Monday, August 28, 2017

I think I know why

I think I've cracked why I hate new movies so much.


It's all comes down to a sense of perspective in the end. I came to this realisation while watching the original remastered Star Trek series. It's wonderfully schlocky, (by today's perspective) misogynist, and yet, I was enthralled. How could that be? Well, it comes down to the wonders of imagination, characters, heady subjects, strong plots and competent and logical progression. Spock would be pleased. It was not because I was captivated by the set design - although it does still hold up surprisingly well - it was because they had well-realised and starkly individualised characters. I would think that if Bones were to be cast today he would be as a 20-something ex Days Of Our Lives automaton who was vetoed for his sex appeal rather than as the best choice for the role. I don't think even Leonard Nimoy would be spared. And herein lies the problem.

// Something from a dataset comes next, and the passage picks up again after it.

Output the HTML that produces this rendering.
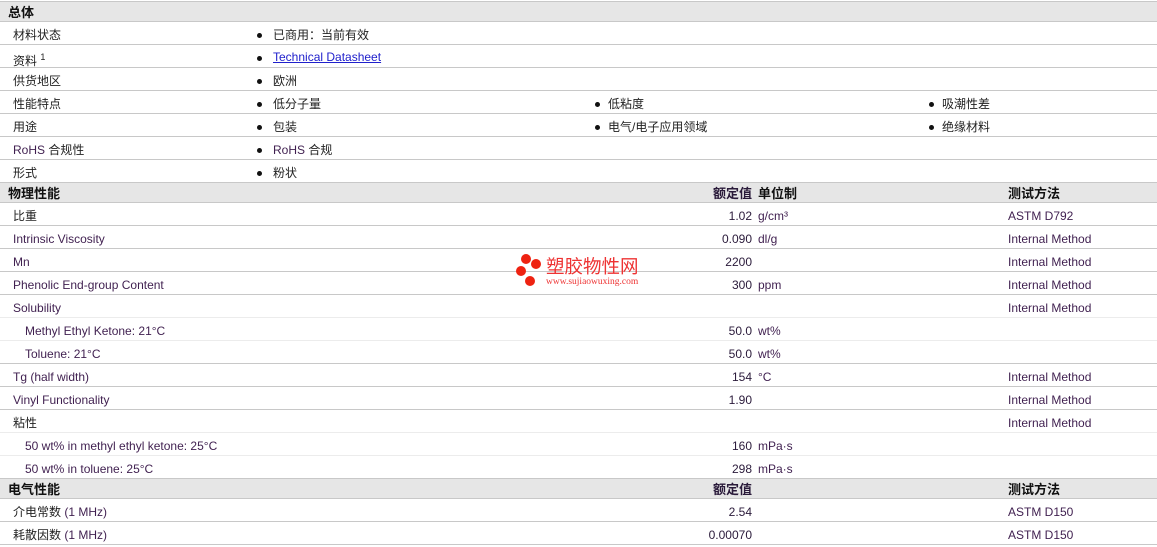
<!DOCTYPE html>
<html><head><meta charset="utf-8"><style>
*{margin:0;padding:0;box-sizing:border-box}
body{width:1157px;height:543px;background:#fff;position:relative;overflow:hidden;font-family:"Liberation Sans","Noto Sans CJK SC",sans-serif;font-size:12px;color:#222}
.r{position:absolute;left:0;width:1157px;border-bottom:1px solid #c8c8c8}
.s{border-bottom-color:#ececec}
.h{background:#e6e6e6;font-weight:bold;font-size:13px;color:#111}
.t{position:absolute;white-space:nowrap;line-height:23px;top:2px}
.h .t{line-height:20px;top:1px}
.p{color:#3f1f4f}
.v{position:absolute;right:405px;text-align:right;line-height:23px;top:2px;color:#2a1a3a}
.h .v{right:405px;line-height:20px;top:1px}
.b{position:absolute;width:5px;height:5px;border-radius:50%;background:#111;top:11px}
a{color:#2020cc;text-decoration:underline}
</style></head><body>
<div style="position:absolute;left:0;top:1px;width:1157px;border-top:1px solid #c8c8c8"></div>
<div class="r h" style="top:2px;height:20px"><div class="t" style="left:8px">总体</div></div>

<div class="r" style="top:22px;height:23px"><div class="t" style="left:13px">材料状态</div><div class="b" style="left:257px"></div><div class="t" style="left:273px">已商用：当前有效</div></div>
<div class="r" style="top:45px;height:23px"><div class="t" style="left:13px;top:1px">资料 <sup style="font-size:9px">1</sup></div><div class="b" style="left:257px;top:11px"></div><div class="t" style="left:273px;top:1px"><a>Technical Datasheet</a></div></div>
<div class="r" style="top:68px;height:23px"><div class="t" style="left:13px">供货地区</div><div class="b" style="left:257px"></div><div class="t" style="left:273px">欧洲</div></div>
<div class="r" style="top:91px;height:23px"><div class="t" style="left:13px">性能特点</div><div class="b" style="left:257px"></div><div class="t" style="left:273px">低分子量</div><div class="b" style="left:595px"></div><div class="t" style="left:608px">低粘度</div><div class="b" style="left:929px"></div><div class="t" style="left:942px">吸潮性差</div></div>
<div class="r" style="top:114px;height:23px"><div class="t" style="left:13px">用途</div><div class="b" style="left:257px"></div><div class="t" style="left:273px">包装</div><div class="b" style="left:595px"></div><div class="t" style="left:608px">电气/电子应用领域</div><div class="b" style="left:929px"></div><div class="t" style="left:942px">绝缘材料</div></div>
<div class="r" style="top:137px;height:23px"><div class="t" style="left:13px"><span class="p">RoHS</span> 合规性</div><div class="b" style="left:257px"></div><div class="t" style="left:273px"><span class="p">RoHS</span> 合规</div></div>
<div class="r" style="top:160px;height:23px"><div class="t" style="left:13px">形式</div><div class="b" style="left:257px"></div><div class="t" style="left:273px">粉状</div></div>

<div class="r h" style="top:183px;height:20px"><div class="t" style="left:8px">物理性能</div><div class="v">额定值</div><div class="t" style="left:758px">单位制</div><div class="t" style="left:1008px">测试方法</div></div>
<div class="r" style="top:203px;height:23px"><div class="t" style="left:13px">比重</div><div class="v">1.02</div><div class="t p" style="left:758px">g/cm³</div><div class="t p" style="left:1008px">ASTM D792</div></div>
<div class="r" style="top:226px;height:23px"><div class="t p" style="left:13px">Intrinsic Viscosity</div><div class="v">0.090</div><div class="t p" style="left:758px">dl/g</div><div class="t p" style="left:1008px">Internal Method</div></div>
<div class="r" style="top:249px;height:23px"><div class="t p" style="left:13px">Mn</div><div class="v">2200</div><div class="t p" style="left:1008px">Internal Method</div></div>
<div class="r" style="top:272px;height:23px"><div class="t p" style="left:13px">Phenolic End-group Content</div><div class="v">300</div><div class="t p" style="left:758px">ppm</div><div class="t p" style="left:1008px">Internal Method</div></div>
<div class="r s" style="top:295px;height:23px"><div class="t p" style="left:13px">Solubility</div><div class="t p" style="left:1008px">Internal Method</div></div>
<div class="r s" style="top:318px;height:23px"><div class="t p" style="left:25px">Methyl Ethyl Ketone: 21°C</div><div class="v">50.0</div><div class="t p" style="left:758px">wt%</div></div>
<div class="r" style="top:341px;height:23px"><div class="t p" style="left:25px">Toluene: 21°C</div><div class="v">50.0</div><div class="t p" style="left:758px">wt%</div></div>
<div class="r" style="top:364px;height:23px"><div class="t p" style="left:13px">Tg (half width)</div><div class="v">154</div><div class="t p" style="left:758px">°C</div><div class="t p" style="left:1008px">Internal Method</div></div>
<div class="r" style="top:387px;height:23px"><div class="t p" style="left:13px">Vinyl Functionality</div><div class="v">1.90</div><div class="t p" style="left:1008px">Internal Method</div></div>
<div class="r s" style="top:410px;height:23px"><div class="t" style="left:13px">粘性</div><div class="t p" style="left:1008px">Internal Method</div></div>
<div class="r s" style="top:433px;height:23px"><div class="t p" style="left:25px">50 wt% in methyl ethyl ketone: 25°C</div><div class="v">160</div><div class="t p" style="left:758px">mPa·s</div></div>
<div class="r" style="top:456px;height:23px"><div class="t p" style="left:25px">50 wt% in toluene: 25°C</div><div class="v">298</div><div class="t p" style="left:758px">mPa·s</div></div>

<div class="r h" style="top:479px;height:20px"><div class="t" style="left:8px">电气性能</div><div class="v">额定值</div><div class="t" style="left:1008px">测试方法</div></div>
<div class="r" style="top:499px;height:23px"><div class="t" style="left:13px">介电常数 <span class="p">(1 MHz)</span></div><div class="v">2.54</div><div class="t p" style="left:1008px">ASTM D150</div></div>
<div class="r" style="top:522px;height:23px"><div class="t" style="left:13px">耗散因数 <span class="p">(1 MHz)</span></div><div class="v">0.00070</div><div class="t p" style="left:1008px">ASTM D150</div></div>

<div style="position:absolute;left:515px;top:254px;width:135px;height:36px">
<div style="position:absolute;left:6px;top:0px;width:10px;height:10px;border-radius:50%;background:#e21"></div>
<div style="position:absolute;left:16px;top:5px;width:10px;height:10px;border-radius:50%;background:#e21"></div>
<div style="position:absolute;left:1px;top:12px;width:10px;height:10px;border-radius:50%;background:#e21"></div>
<div style="position:absolute;left:10px;top:22px;width:10px;height:10px;border-radius:50%;background:#e21"></div>
<div style="position:absolute;left:31px;top:3px;font-size:18.5px;line-height:20px;color:#e33;white-space:nowrap">塑胶物性网</div>
<div style="position:absolute;left:31px;top:23px;font-size:9.5px;line-height:10px;color:#e33;font-family:'Liberation Serif',serif;white-space:nowrap">www.sujiaowuxing.com</div>
</div>
</body></html>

Where once we had characters, actors and stories at the forefront of the directors and producer's list, they now focus on CGI, mass-market appeal and a movie which is more geared towards making a good trailer than a story we care about. Even fairly gifted directors like Ridley Scott have not yet realised this lesson - even though he has had more than enough time to do so. He still puts out pretty amazing-looking trailers ... but pretty poor films which most people hate due to their lack of coherent plot, believable characters or a film which makes any sense in the end. Unfortunately I don't think this current trend is going to subside any time soon, so all we can do now is simply look to the past for solace and remember a time when stories, characters and plot were still revered. It could quite be that movies of yore were forced to do this simply because they couldn't use the visual spectacle to curtail our ability to identify a stupid plot or poorly-realised characters.

So, given what we have learned, directors could simply drop the production value so we can forgive their failures as writers - or at least give a passing grade. And this is why The Room is so good ... because it's so bad. You have your out, Hollywood. I've given you a way of even further maximising your ROI, eh?